What you are asked to do:
Go through the material and write it all out exactly, minus the pictures.

─── Provided material ───

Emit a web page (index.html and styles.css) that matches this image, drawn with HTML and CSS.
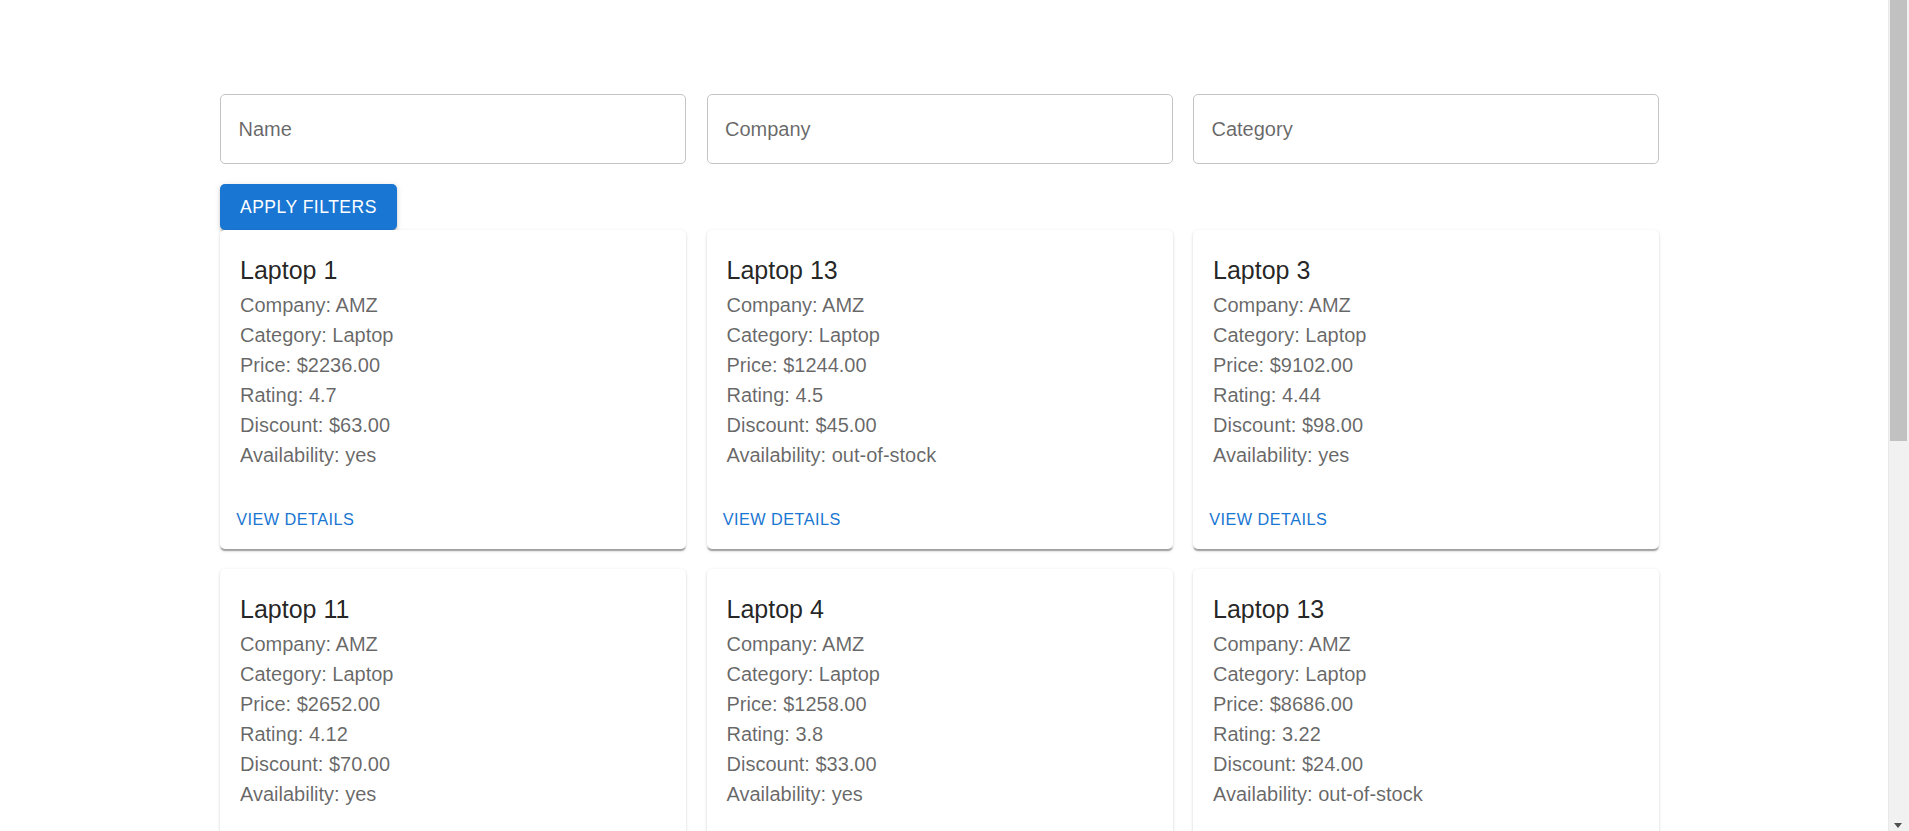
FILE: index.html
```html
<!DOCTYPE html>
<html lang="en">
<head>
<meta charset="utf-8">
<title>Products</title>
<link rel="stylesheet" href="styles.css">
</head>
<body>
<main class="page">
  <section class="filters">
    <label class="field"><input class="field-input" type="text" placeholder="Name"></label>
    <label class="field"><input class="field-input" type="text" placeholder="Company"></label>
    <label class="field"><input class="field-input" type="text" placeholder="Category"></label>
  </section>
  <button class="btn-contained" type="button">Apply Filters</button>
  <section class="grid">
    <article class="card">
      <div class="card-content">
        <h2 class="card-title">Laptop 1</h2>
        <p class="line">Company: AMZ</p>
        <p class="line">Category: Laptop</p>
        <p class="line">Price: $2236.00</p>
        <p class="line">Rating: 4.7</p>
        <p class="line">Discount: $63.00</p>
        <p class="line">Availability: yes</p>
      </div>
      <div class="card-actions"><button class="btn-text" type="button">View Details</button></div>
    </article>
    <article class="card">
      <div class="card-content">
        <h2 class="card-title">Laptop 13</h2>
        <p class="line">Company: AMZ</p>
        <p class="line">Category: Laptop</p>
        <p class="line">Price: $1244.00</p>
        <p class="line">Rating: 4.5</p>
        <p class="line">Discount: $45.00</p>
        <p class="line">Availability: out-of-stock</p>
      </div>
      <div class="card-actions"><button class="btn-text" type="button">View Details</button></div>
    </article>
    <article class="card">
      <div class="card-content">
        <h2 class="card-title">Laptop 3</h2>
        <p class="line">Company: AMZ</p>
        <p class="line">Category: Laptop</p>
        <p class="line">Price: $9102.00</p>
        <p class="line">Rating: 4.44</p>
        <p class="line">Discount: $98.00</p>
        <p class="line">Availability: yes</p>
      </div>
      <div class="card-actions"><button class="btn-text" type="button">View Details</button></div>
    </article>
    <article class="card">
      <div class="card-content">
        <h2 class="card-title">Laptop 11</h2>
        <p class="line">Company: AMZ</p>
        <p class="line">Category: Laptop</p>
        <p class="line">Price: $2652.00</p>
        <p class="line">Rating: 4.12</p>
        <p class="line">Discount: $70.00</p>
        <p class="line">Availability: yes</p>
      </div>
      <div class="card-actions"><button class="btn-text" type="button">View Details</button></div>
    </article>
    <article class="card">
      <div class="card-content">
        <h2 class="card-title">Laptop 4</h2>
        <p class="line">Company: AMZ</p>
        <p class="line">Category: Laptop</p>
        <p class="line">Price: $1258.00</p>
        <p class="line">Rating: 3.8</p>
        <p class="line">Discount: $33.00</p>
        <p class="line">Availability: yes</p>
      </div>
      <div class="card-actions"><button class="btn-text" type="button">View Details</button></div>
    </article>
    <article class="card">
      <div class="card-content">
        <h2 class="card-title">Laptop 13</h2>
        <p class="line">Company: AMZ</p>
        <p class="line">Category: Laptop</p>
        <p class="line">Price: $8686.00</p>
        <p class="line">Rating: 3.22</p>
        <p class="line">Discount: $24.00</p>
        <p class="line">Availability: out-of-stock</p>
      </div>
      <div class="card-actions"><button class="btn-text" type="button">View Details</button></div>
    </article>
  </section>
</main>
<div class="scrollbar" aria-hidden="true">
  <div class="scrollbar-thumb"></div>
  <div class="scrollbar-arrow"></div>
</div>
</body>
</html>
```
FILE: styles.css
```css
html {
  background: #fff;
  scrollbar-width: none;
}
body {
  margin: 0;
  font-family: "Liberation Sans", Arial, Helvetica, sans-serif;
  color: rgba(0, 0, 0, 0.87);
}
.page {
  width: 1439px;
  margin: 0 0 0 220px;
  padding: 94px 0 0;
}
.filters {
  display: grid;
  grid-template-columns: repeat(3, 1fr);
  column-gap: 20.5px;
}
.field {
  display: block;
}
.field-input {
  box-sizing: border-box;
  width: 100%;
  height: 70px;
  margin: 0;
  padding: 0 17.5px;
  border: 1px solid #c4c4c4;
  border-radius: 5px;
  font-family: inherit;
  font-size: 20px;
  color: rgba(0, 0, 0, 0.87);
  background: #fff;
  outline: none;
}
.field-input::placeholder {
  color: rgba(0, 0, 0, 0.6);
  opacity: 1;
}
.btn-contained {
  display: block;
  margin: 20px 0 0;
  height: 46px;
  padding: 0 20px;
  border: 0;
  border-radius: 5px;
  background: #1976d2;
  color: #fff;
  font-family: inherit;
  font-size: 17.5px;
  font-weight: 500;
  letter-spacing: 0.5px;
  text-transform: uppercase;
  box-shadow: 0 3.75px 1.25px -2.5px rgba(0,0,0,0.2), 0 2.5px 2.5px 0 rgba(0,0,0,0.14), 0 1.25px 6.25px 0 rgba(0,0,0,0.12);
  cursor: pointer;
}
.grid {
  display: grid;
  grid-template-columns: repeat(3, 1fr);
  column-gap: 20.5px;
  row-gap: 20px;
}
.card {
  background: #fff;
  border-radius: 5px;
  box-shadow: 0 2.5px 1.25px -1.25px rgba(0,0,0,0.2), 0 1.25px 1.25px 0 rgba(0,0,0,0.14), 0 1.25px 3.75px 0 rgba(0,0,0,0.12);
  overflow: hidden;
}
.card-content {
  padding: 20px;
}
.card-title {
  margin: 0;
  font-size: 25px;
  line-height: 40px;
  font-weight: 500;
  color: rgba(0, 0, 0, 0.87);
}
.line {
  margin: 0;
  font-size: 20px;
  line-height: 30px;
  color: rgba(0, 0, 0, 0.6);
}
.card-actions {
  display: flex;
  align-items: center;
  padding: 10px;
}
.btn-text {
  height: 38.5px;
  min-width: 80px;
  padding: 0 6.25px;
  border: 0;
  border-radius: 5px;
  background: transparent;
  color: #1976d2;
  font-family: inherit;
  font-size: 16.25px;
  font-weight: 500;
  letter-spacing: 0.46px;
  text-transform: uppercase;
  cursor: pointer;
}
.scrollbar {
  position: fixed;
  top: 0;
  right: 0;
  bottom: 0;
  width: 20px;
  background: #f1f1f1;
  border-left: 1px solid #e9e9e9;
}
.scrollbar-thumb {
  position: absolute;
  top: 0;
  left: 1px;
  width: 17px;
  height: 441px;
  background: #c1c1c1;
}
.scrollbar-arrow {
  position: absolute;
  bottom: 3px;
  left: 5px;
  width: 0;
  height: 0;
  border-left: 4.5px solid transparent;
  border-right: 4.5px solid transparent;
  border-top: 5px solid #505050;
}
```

───

Exercise response:
Emit a web page (index.html and styles.css) that matches this image, drawn with HTML and CSS.
FILE: index.html
```html
<!DOCTYPE html>
<html lang="en">
<head>
<meta charset="utf-8">
<title>Products</title>
<link rel="stylesheet" href="styles.css">
</head>
<body>
<main class="page">
  <section class="filters">
    <label class="field"><input class="field-input" type="text" placeholder="Name"></label>
    <label class="field"><input class="field-input" type="text" placeholder="Company"></label>
    <label class="field"><input class="field-input" type="text" placeholder="Category"></label>
  </section>
  <button class="btn-contained" type="button">Apply Filters</button>
  <section class="grid">
    <article class="card">
      <div class="card-content">
        <h2 class="card-title">Laptop 1</h2>
        <p class="line">Company: AMZ</p>
        <p class="line">Category: Laptop</p>
        <p class="line">Price: $2236.00</p>
        <p class="line">Rating: 4.7</p>
        <p class="line">Discount: $63.00</p>
        <p class="line">Availability: yes</p>
      </div>
      <div class="card-actions"><button class="btn-text" type="button">View Details</button></div>
    </article>
    <article class="card">
      <div class="card-content">
        <h2 class="card-title">Laptop 13</h2>
        <p class="line">Company: AMZ</p>
        <p class="line">Category: Laptop</p>
        <p class="line">Price: $1244.00</p>
        <p class="line">Rating: 4.5</p>
        <p class="line">Discount: $45.00</p>
        <p class="line">Availability: out-of-stock</p>
      </div>
      <div class="card-actions"><button class="btn-text" type="button">View Details</button></div>
    </article>
    <article class="card">
      <div class="card-content">
        <h2 class="card-title">Laptop 3</h2>
        <p class="line">Company: AMZ</p>
        <p class="line">Category: Laptop</p>
        <p class="line">Price: $9102.00</p>
        <p class="line">Rating: 4.44</p>
        <p class="line">Discount: $98.00</p>
        <p class="line">Availability: yes</p>
      </div>
      <div class="card-actions"><button class="btn-text" type="button">View Details</button></div>
    </article>
    <article class="card">
      <div class="card-content">
        <h2 class="card-title">Laptop 11</h2>
        <p class="line">Company: AMZ</p>
        <p class="line">Category: Laptop</p>
        <p class="line">Price: $2652.00</p>
        <p class="line">Rating: 4.12</p>
        <p class="line">Discount: $70.00</p>
        <p class="line">Availability: yes</p>
      </div>
      <div class="card-actions"><button class="btn-text" type="button">View Details</button></div>
    </article>
    <article class="card">
      <div class="card-content">
        <h2 class="card-title">Laptop 4</h2>
        <p class="line">Company: AMZ</p>
        <p class="line">Category: Laptop</p>
        <p class="line">Price: $1258.00</p>
        <p class="line">Rating: 3.8</p>
        <p class="line">Discount: $33.00</p>
        <p class="line">Availability: yes</p>
      </div>
      <div class="card-actions"><button class="btn-text" type="button">View Details</button></div>
    </article>
    <article class="card">
      <div class="card-content">
        <h2 class="card-title">Laptop 13</h2>
        <p class="line">Company: AMZ</p>
        <p class="line">Category: Laptop</p>
        <p class="line">Price: $8686.00</p>
        <p class="line">Rating: 3.22</p>
        <p class="line">Discount: $24.00</p>
        <p class="line">Availability: out-of-stock</p>
      </div>
      <div class="card-actions"><button class="btn-text" type="button">View Details</button></div>
    </article>
  </section>
</main>
<div class="scrollbar" aria-hidden="true">
  <div class="scrollbar-thumb"></div>
  <div class="scrollbar-arrow"></div>
</div>
</body>
</html>
```
FILE: styles.css
```css
html {
  background: #fff;
  scrollbar-width: none;
}
body {
  margin: 0;
  font-family: "Liberation Sans", Arial, Helvetica, sans-serif;
  color: rgba(0, 0, 0, 0.87);
}
.page {
  width: 1439px;
  margin: 0 0 0 220px;
  padding: 94px 0 0;
}
.filters {
  display: grid;
  grid-template-columns: repeat(3, 1fr);
  column-gap: 20.5px;
}
.field {
  display: block;
}
.field-input {
  box-sizing: border-box;
  width: 100%;
  height: 70px;
  margin: 0;
  padding: 0 17.5px;
  border: 1px solid #c4c4c4;
  border-radius: 5px;
  font-family: inherit;
  font-size: 20px;
  color: rgba(0, 0, 0, 0.87);
  background: #fff;
  outline: none;
}
.field-input::placeholder {
  color: rgba(0, 0, 0, 0.6);
  opacity: 1;
}
.btn-contained {
  display: block;
  margin: 20px 0 0;
  height: 46px;
  padding: 0 20px;
  border: 0;
  border-radius: 5px;
  background: #1976d2;
  color: #fff;
  font-family: inherit;
  font-size: 17.5px;
  font-weight: 500;
  letter-spacing: 0.5px;
  text-transform: uppercase;
  box-shadow: 0 3.75px 1.25px -2.5px rgba(0,0,0,0.2), 0 2.5px 2.5px 0 rgba(0,0,0,0.14), 0 1.25px 6.25px 0 rgba(0,0,0,0.12);
  cursor: pointer;
}
.grid {
  display: grid;
  grid-template-columns: repeat(3, 1fr);
  column-gap: 20.5px;
  row-gap: 20px;
}
.card {
  background: #fff;
  border-radius: 5px;
  box-shadow: 0 2.5px 1.25px -1.25px rgba(0,0,0,0.2), 0 1.25px 1.25px 0 rgba(0,0,0,0.14), 0 1.25px 3.75px 0 rgba(0,0,0,0.12);
  overflow: hidden;
}
.card-content {
  padding: 20px;
}
.card-title {
  margin: 0;
  font-size: 25px;
  line-height: 40px;
  font-weight: 500;
  color: rgba(0, 0, 0, 0.87);
}
.line {
  margin: 0;
  font-size: 20px;
  line-height: 30px;
  color: rgba(0, 0, 0, 0.6);
}
.card-actions {
  display: flex;
  align-items: center;
  padding: 10px;
}
.btn-text {
  height: 38.5px;
  min-width: 80px;
  padding: 0 6.25px;
  border: 0;
  border-radius: 5px;
  background: transparent;
  color: #1976d2;
  font-family: inherit;
  font-size: 16.25px;
  font-weight: 500;
  letter-spacing: 0.46px;
  text-transform: uppercase;
  cursor: pointer;
}
.scrollbar {
  position: fixed;
  top: 0;
  right: 0;
  bottom: 0;
  width: 20px;
  background: #f1f1f1;
  border-left: 1px solid #e9e9e9;
}
.scrollbar-thumb {
  position: absolute;
  top: 0;
  left: 1px;
  width: 17px;
  height: 441px;
  background: #c1c1c1;
}
.scrollbar-arrow {
  position: absolute;
  bottom: 3px;
  left: 5px;
  width: 0;
  height: 0;
  border-left: 4.5px solid transparent;
  border-right: 4.5px solid transparent;
  border-top: 5px solid #505050;
}
```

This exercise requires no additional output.